The incidence of assisted calvings in older Angus females is so low, there would be no benefit to including that data in the evaluation. However, all birth weights are included in the CED and CEM calculations. Accordingly, if a bull is used initially only on mature cows, and the resulting calves are lighter than expected, his CED EPD will increase.
Using CED and CEM

It’s important to understand that while CED and CEM EPDs are expressed in percentage units, they are used the same as other EPDs. 
If Sire A has a CED EPD of 8 and Sire B has a CED EPD of 3, you would expect 5 percentage points less calving difficulty when similar heifers raised and calved in similar environments are bred to Sire A versus Sire B. 

In a herd with very little calving difficulty, if heifers bred to Sire A require assistance at calving 4% of the time, similar heifers bred to Sire B might require assistance at 9% of calvings. 
In a herd with more calving difficulty due to genetics, environment, or both, if heifers bred to Sire A require assistance 12% of the time, you’d expect assistance to be required 17% of the time when the heifers are bred to Sire B. 

In any case, differences are additive just like EPDs for growth traits expressed in pounds, not multiplicative.
Most likely one of the most misunderstood values provided in the Angus genetic evaluation is the CEM EPD. 
Producers understand how important it is to maintain and improve the ability of females to calve, through increased pelvic area and other factors. 
CEM EPDs reflect the total difference in a sire’s daughters’ ability to calve unassisted. Those daughters’ assistance rate is due to both direct and maternal effects. Sires with greater CED transmit half that advantage to their daughters, and that in turn influences the size of the daughters’ calves. 

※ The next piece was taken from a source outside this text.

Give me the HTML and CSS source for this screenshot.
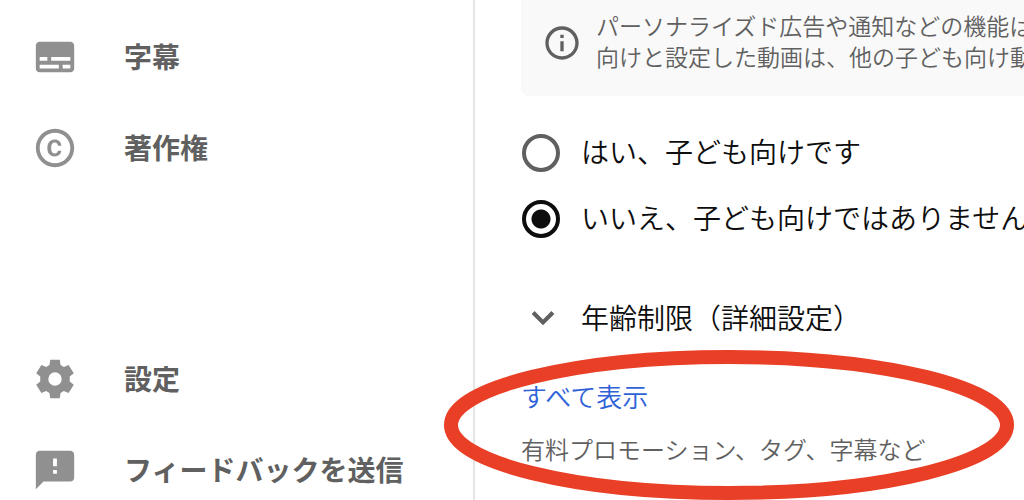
FILE: index.html
```html
<!DOCTYPE html>
<html lang="ja">
<head>
  <meta charset="UTF-8">
  <meta name="viewport" content="width=device-width, initial-scale=1">
  <title>動画の詳細</title>
  <link rel="stylesheet" href="styles.css">
</head>
<body>

  <!-- サイドメニュー -->
  <nav class="sidebar">
    <div class="menu">
      <a class="menu-item" href="#subtitles">
        <svg class="icon" viewBox="0 0 24 24"><path d="M20 4H4c-1.100 0-2 .9-2 2v12c0 1.100.9 2 2 2h16c1.100 0 2-.9 2-2V6c0-1.100-.9-2-2-2zM4 12h4v2H4v-2zm10 6H4v-2h10v2zm6 0h-4v-2h4v2zm0-4H10v-2h10v2z"/></svg>
        <span>字幕</span>
      </a>
      <a class="menu-item" href="#copyright">
        <svg class="icon" viewBox="0 0 24 24"><path d="M10.080 10.860c.05-.33.16-.62.300-.87s.34-.46.590-.62c.24-.15.54-.22.910-.23.230.01.440.05.630.13.200.09.380.21.520.36s.25.33.340.53.130.42.140.64h1.790c-.02-.47-.11-.900-.280-1.290s-.400-.73-.700-1.010-.660-.500-1.080-.660-.880-.230-1.390-.230c-.650 0-1.220.11-1.700.34s-.880.53-1.200.92-.560.84-.710 1.360S8 11.290 8 11.870v.27c0 .58.08 1.120.230 1.640s.39.970.710 1.350.72.690 1.200.91 1.050.34 1.700.34c.47 0 .91-.08 1.320-.230s.77-.36 1.080-.630.56-.58.740-.940.29-.740.300-1.150h-1.790c-.01.210-.06.400-.150.580s-.21.33-.360.460-.32.230-.520.300c-.19.07-.39.09-.600.10-.360-.01-.660-.08-.890-.230-.250-.160-.450-.370-.590-.620s-.250-.550-.300-.880-.080-.670-.080-1v-.27c0-.350.030-.680.080-1.010zM12 2C6.480 2 2 6.480 2 12s4.480 10 10 10 10-4.480 10-10S17.520 2 12 2zm0 18c-4.410 0-8-3.590-8-8s3.590-8 8-8 8 3.590 8 8-3.590 8-8 8z"/></svg>
        <span>著作権</span>
      </a>
    </div>
    <div class="menu">
      <a class="menu-item" href="#settings">
        <svg class="icon" viewBox="0 0 24 24"><path fill-rule="evenodd" d="M9.500 2h5l.400 2.700 1.700 1 2.500-1 2.700 4.300-2.100 1.700v2.600l2.100 1.700-2.700 4.300-2.500-1-1.700 1-.400 2.700h-5l-.400-2.700-1.700-1-2.500 1L2.200 15l2.100-1.700v-2.600L2.200 9l2.700-4.300 2.500 1 1.700-1zM12 8.500a3.500 3.500 0 1 0 0 7 3.500 3.500 0 0 0 0-7z"/></svg>
        <span>設定</span>
      </a>
      <a class="menu-item" href="#feedback">
        <svg class="icon" viewBox="0 0 24 24"><path d="M20 2H4c-1.100 0-2 .9-2 2v18l4-4h14c1.100 0 2-.9 2-2V4c0-1.100-.9-2-2-2zm-7 12h-2v-2h2v2zm0-4h-2V6h2v4z"/></svg>
        <span>フィードバックを送信</span>
      </a>
    </div>
  </nav>

  <!-- 視聴者の設定 -->
  <main class="content">
    <div class="notice">
      <svg class="notice-icon" viewBox="0 0 24 24"><path d="M11 7h2v2h-2zm0 4h2v6h-2zm1-9C6.480 2 2 6.480 2 12s4.480 10 10 10 10-4.480 10-10S17.520 2 12 2zm0 18c-4.410 0-8-3.590-8-8s3.590-8 8-8 8 3.590 8 8-3.590 8-8 8z"/></svg>
      <p>パーソナライズド広告や通知などの機能は<br>向けと設定した動画は、他の子ども向け動</p>
    </div>

    <form class="audience">
      <label class="option"><input type="radio" name="kids" value="yes"><span>はい、子ども向けです</span></label>
      <label class="option"><input type="radio" name="kids" value="no" checked><span>いいえ、子ども向けではありません</span></label>
    </form>

    <button class="expander" type="button">
      <svg class="chevron" viewBox="0 0 24 24"><path d="M7.410 8.200 12 12.800l4.590-4.600L18.200 9.800 12 16 5.800 9.800z"/></svg>
      <span>年齢制限（詳細設定）</span>
    </button>

    <div class="more">
      <a class="more-link" href="#more">すべて表示</a>
      <p class="more-text">有料プロモーション、タグ、字幕など</p>
      <svg class="marker" viewBox="0 0 570 150"><ellipse cx="285" cy="75" rx="278" ry="68"/></svg>
    </div>
  </main>

</body>
</html>
```
FILE: styles.css
```css
* {
  box-sizing: border-box;
}

body {
  margin: 0;
  height: 100vh;
  display: flex;
  overflow: hidden;
  background: #fff;
  color: #0d0d0d;
  font-family: "Noto Sans CJK JP", sans-serif;
  font-size: 28px;
  line-height: 40px;
  white-space: nowrap;
}

p {
  margin: 0;
}

/* サイドメニュー */
.sidebar {
  flex: 0 0 475px;
  display: flex;
  flex-direction: column;
  justify-content: space-between;
  padding: 27px 0 0 32px;
  border-right: 2px solid #e5e5e5;
}

.menu {
  display: flex;
  flex-direction: column;
  gap: 31px;
}

.menu-item {
  display: flex;
  align-items: center;
  gap: 46px;
  height: 60px;
  color: #606060;
  font-weight: 700;
  text-decoration: none;
}

.menu-item span,
.option span,
.expander span {
  padding-bottom: 3px;
}

.icon {
  width: 46px;
  height: 46px;
  fill: #909090;
}

/* 本文 */
.content {
  flex: 1;
  min-width: 0;
  padding-left: 46px;
  font-weight: 350;
}

.notice {
  display: flex;
  align-items: center;
  gap: 14px;
  padding: 10px 0 20px 21px;
  border-radius: 0 0 0 8px;
  background: #f9f9f9;
  color: #606060;
  font-size: 23px;
  line-height: 31px;
}

.notice p {
  padding-bottom: 4px;
}

.notice-icon {
  flex: none;
  width: 40px;
  height: 40px;
  fill: #606060;
}

.audience {
  display: flex;
  flex-direction: column;
  gap: 23px;
  padding: 35px 0 56px;
}

.option {
  display: flex;
  align-items: center;
  gap: 20px;
}

.option input {
  appearance: none;
  flex: none;
  width: 38px;
  height: 38px;
  margin: 0 1px;
  border: 4px solid #606060;
  border-radius: 50%;
}

.option input:checked {
  border-color: #0d0d0d;
  background: radial-gradient(circle, #0d0d0d 9px, transparent 10px);
}

.expander {
  display: flex;
  align-items: center;
  gap: 16px;
  padding: 0;
  border: none;
  background: none;
  color: inherit;
  font: inherit;
}

.chevron {
  width: 44px;
  height: 44px;
  fill: #606060;
}

.more {
  position: relative;
  padding-top: 36px;
}

.more-link {
  display: block;
  color: #2f62d9;
  font-size: 26px;
  text-decoration: none;
}

.more-text {
  padding-top: 13px;
  color: #606060;
  font-size: 24px;
}

/* 手描きの赤い囲み */
.marker {
  position: absolute;
  top: 10px;
  left: -77px;
  width: 570px;
  height: 150px;
  fill: none;
  stroke: #e93f26;
  stroke-width: 14px;
  pointer-events: none;
}
```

The CEM EPD combines the CED value with the maternal-only effect from the genetic evaluation, using the following equation, CEM EPD = ½ CED EPD + MCE EPD, where MCE EPD is the maternal-only effect on calving ease. So CEM is not a maternal-only calving ease prediction, instead it combines direct and maternal effects to predict the rate of observed calving difficulty in a sire’s daughters.

While the maternal-only value is not printed in beef genetic evaluation results, it can be determined with some simple algebra in a spreadsheet:
MCE EPD = CEM EPD – ½ CED EPD

It might be interesting for Angus breeders who want to emphasize maternal calving ability to look at this value on their artificial insemination (AI) sires. A bull that is exceptionally high for CED can have an average or better CEM EPD, while the true maternal effect his daughters express is rather unfavorable.
The graph (above) shows Angus genetic trends for several calving-related traits over the last 15 years. 

On the left axis, average CED and CEM EPD are plotted by birth year, along with the MCE maternal-only effect on calving ease. Average BW EPD by birth year is plotted to the right axis. You can see through selection, Angus breeders have increased CED and decreased BW, but CEM and MCE are largely unchanged. The slight increase in CEM is mostly due to reduction in calf size (CED), not improved maternal ability to calve unassisted.

Occasionally, members ask if selection for higher CED will ultimately result in reduced maternal ability to calve unassisted. In the Angus genetic evaluation, the genetic correlation between direct and maternal (only) calving ease is -0.06, very near zero. 

One wouldn’t expect selection on CED to have a significant effect on maternal calving ability. But the benefit of having a calving ease evaluation, as opposed to only birth weight, is that the maternal component of calving ease is part of the evaluation, and can be included in selection.